He is a Catholic, and if you read closely, you can see those themes in his books, but they are never didactic. In this case the major theme seems to be the need and search for forgiveness and characters coming to terms with the fact that they have done some pretty awful things in their pasts. I appreciate that. What I had a hard time with, is that I think they often feel bad for the wrong things. I particularly have a hard time buying some of the specific guilt of the psychiatrist character. She is seeking forgiveness from the ghost of someone who she did wrong in one sense; he died in a session she was conducting. But she’s written as if she feels badly for not dating him. Or at least it could be read that way. There are a couple other examples, but that is the one that I had the hardest time with. This didn’t ruin the book for me, but it sat oddly.

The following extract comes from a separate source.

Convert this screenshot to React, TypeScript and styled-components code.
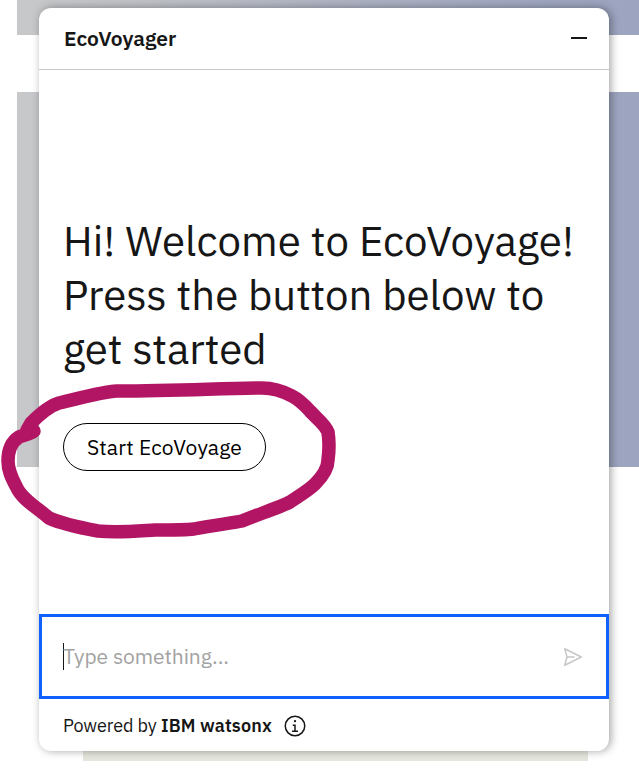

I’ve been giving a lot of thought lately to the way some horror is out to actually disturb (the movie Hereditary, Caitlin Kiernan’s fiction) and some takes you on a horrifying ride, but ultimately has a comforting conclusion. Powers tends towards the latter. Truly terrible things happen, but at least some of the characters survive, learning and growing through the process. And the ride goes by some of the most creatively horrifying things I’ve read. Quibbles about the motivations of some of the characters aside, I really loved this book. I still prefer Last Call, but this is an excellent dark fantasy/horror/thriller.

Recommended.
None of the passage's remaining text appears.